The government admitted that the feedback during its consultation indicated that smaller forest owners might be more likely to exit the ETS due to the charge, representing 64% of the total forest owners in the ETS.
However, this exit is expected to have only a marginal impact on the total forestry land registered within the ETS, according to the cabinet minutes.
While the government's modeling showed a marginal reduction in forecast exotic afforestation due to the charge, it expects an increase in afforestation of indigenous forests due to the exemption.
Market participants said they were aware about the possibility of the charge due to an initial consultation but were surprised by the quick implementation.
"I think part of the shock is how quickly it's coming," Cotterrell said. "A lot of ETS participants haven't earned any money from the scheme, so they are going to get a bill without having any income to pay for it."
The annual charge will be calculated from land registered as of Oct. 19 for the 256 days until June 30, 2024, with the first invoices to be sent out in November this year.
The government admitted in the minutes that during the consultation many participants agreed that a fee increase was reasonable but most disagreed with the scale proposed.
"It was consulted on and all submissions I was aware of basically said 'you must be joking.' So, a charge was expected but not of this magnitude," Treadwell said.
The charge was expected to be slightly lower and especially leave out native forests in combination with more policy encouragement, Cotterrell added.
"We have tried without success to help the government understand that slow growing native forest planting projects under the NZ ETS typically do not cover their costs," said Sean Weaver, CEO of project developer Ekos, adding that the charge might derail projects using exotic forests to fund native reforestation.
Climate Forestry Association told S&P Global Commodity Insights that it was set to file a judicial review against the charge along with other forestry groups.
The new charge has created more policy uncertainty for the forestry sector as it comes ahead of the national elections in October as well as other policy consultations on the ETS framework.
The National Party -- a strong contender against the current Labor government -- has set an opposite course by committing to no major ETS reforms and reviewing the extra levies imposed on the forestry sector.
"I think it just reinforces the political risk in the ETS, so investing requires a higher hurdle rate as rules can change at the drop of a hat," a carbon trader said.
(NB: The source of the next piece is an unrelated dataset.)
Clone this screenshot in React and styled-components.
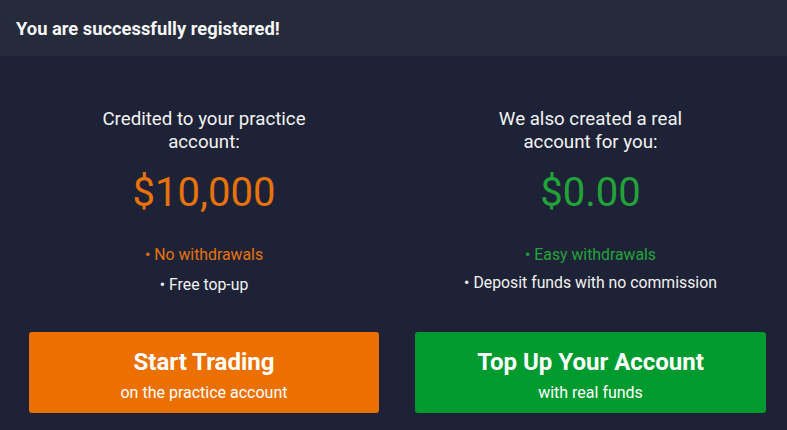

The impact of the charge of the NZU spot price was unclear with no strong movement seen since the announcement of the charge.
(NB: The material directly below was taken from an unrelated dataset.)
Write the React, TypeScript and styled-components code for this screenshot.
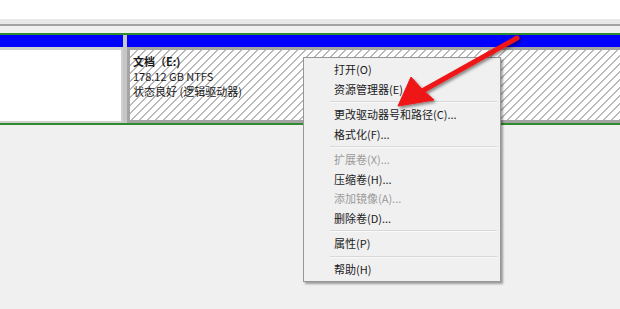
import styled, { createGlobalStyle } from 'styled-components';

const GlobalStyle = createGlobalStyle`
  html, body {
    margin: 0;
    padding: 0;
    background: #f0f0f0;
  }
  body {
    font-family: "Microsoft YaHei UI", "Noto Sans CJK SC", sans-serif;
    font-size: 11px;
    color: #1a1a1a;
  }
`;

const Page = styled.div`
  position: relative;
  width: 620px;
  height: 309px;
  overflow: hidden;
  background: #f0f0f0;
`;

const ListPane = styled.div`
  height: 19px;
  background: #fff;
`;

const Splitter = styled.div`
  height: 5px;
  background: #e8e8e8;
  border-bottom: 2px solid #a3a3a3;
  margin-bottom: 7px;
`;

const DiskRow = styled.div`
  display: flex;
  gap: 4px;
  height: 88px;
  margin: 0 -6px 0 -3px;
  background: #c6c6c6;
  border-top: 2px solid #2e8b2e;
  border-bottom: 2px solid #2e8b2e;
`;

const Volume = styled.div<{ $width?: number }>`
  display: flex;
  flex-direction: column;
  flex: ${(p) => (p.$width ? `0 0 ${p.$width}px` : '1')};
`;

const VolumeHeader = styled.div`
  height: 12px;
  background: #0000ff;
`;

const VolumeBody = styled.div<{ $selected?: boolean }>`
  flex: 1;
  padding: 4px 3px;
  line-height: 15px;
  border: ${(p) => (p.$selected ? '3px solid #a4a4a4' : '2px solid #cfcfcf')};
  border-top-width: 3px;
  background: ${(p) =>
    p.$selected
      ? 'repeating-linear-gradient(135deg, #fff 0 4.6px, #b9b9b9 4.6px 5.66px)'
      : '#fff'};
`;

const VolumeName = styled.div`
  font-weight: bold;
`;

const Menu = styled.div`
  position: absolute;
  left: 303px;
  top: 57px;
  width: 192px;
  padding: 2px;
  background: #f0f0f0;
  border: 1px solid #979797;
  box-shadow: 2px 2px 2px rgba(0, 0, 0, 0.35);
`;

const MenuItem = styled.div<{ $disabled?: boolean }>`
  height: 19.5px;
  line-height: 19.5px;
  padding-left: 28px;
  color: ${(p) => (p.$disabled ? '#9a9a9a' : '#1a1a1a')};
  white-space: nowrap;
`;

const MenuSeparator = styled.div`
  height: 6px;
  display: flex;
  align-items: center;
  margin: 0 1px 0 24px;

  &::after {
    content: '';
    flex: 1;
    border-top: 1px solid #d7d7d7;
    border-bottom: 1px solid #fafafa;
  }
`;

const Overlay = styled.svg`
  position: absolute;
  left: 0;
  top: 0;
  pointer-events: none;
`;

type Entry = { label: string; disabled?: boolean } | 'sep';

const entries: Entry[] = [
  { label: '打开(O)' },
  { label: '资源管理器(E)' },
  'sep',
  { label: '更改驱动器号和路径(C)...' },
  { label: '格式化(F)...' },
  'sep',
  { label: '扩展卷(X)...', disabled: true },
  { label: '压缩卷(H)...' },
  { label: '添加镜像(A)...', disabled: true },
  { label: '删除卷(D)...' },
  'sep',
  { label: '属性(P)' },
  'sep',
  { label: '帮助(H)' },
];

const Arrow = () => (
  <Overlay width={620} height={309} viewBox="0 0 620 309">
    <defs>
      <filter id="shadow" x="-20%" y="-20%" width="140%" height="140%">
        <feDropShadow dx="1.5" dy="2" stdDeviation="1.5" floodColor="#000" floodOpacity="0.45" />
      </filter>
    </defs>
    <g filter="url(#shadow)" fill="#ee1515" stroke="#ee1515">
      <line x1={517} y1={38} x2={424} y2={90} strokeWidth={5} strokeLinecap="round" />
      <polygon points="398,106 411,77 422,89 434,100" strokeWidth={1} strokeLinejoin="round" />
    </g>
  </Overlay>
);

const App = () => (
  <Page>
    <GlobalStyle />
    <ListPane />
    <Splitter />
    <DiskRow>
      <Volume $width={126}>
        <VolumeHeader />
        <VolumeBody />
      </Volume>
      <Volume>
        <VolumeHeader />
        <VolumeBody $selected>
          <VolumeName>文档（E:)</VolumeName>
          <div>178.12 GB NTFS</div>
          <div>状态良好 (逻辑驱动器)</div>
        </VolumeBody>
      </Volume>
    </DiskRow>
    <Menu>
      {entries.map((e, i) =>
        e === 'sep' ? (
          <MenuSeparator key={i} />
        ) : (
          <MenuItem key={i} $disabled={e.disabled}>
            {e.label}
          </MenuItem>
        )
      )}
    </Menu>
    <Arrow />
  </Page>
);

export default App;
"It could alter the buying strategy for compliance entities, but I am not sure that will be factored into the market yet," the trader added.
While the charge is not expected to shock the market and drop the price extensively, it might drive some foresters to sell units to pay the bill, Cotterrell said.
Platts assessed the price of New Zealand Units, or NZUs at NZ$65.50/mtcCO2e ($38.85/mtCO2e) on Oct. 5.
"As an industry, we just want some certainty around the parameters we are trying to operate in going forward," Cotterrell said.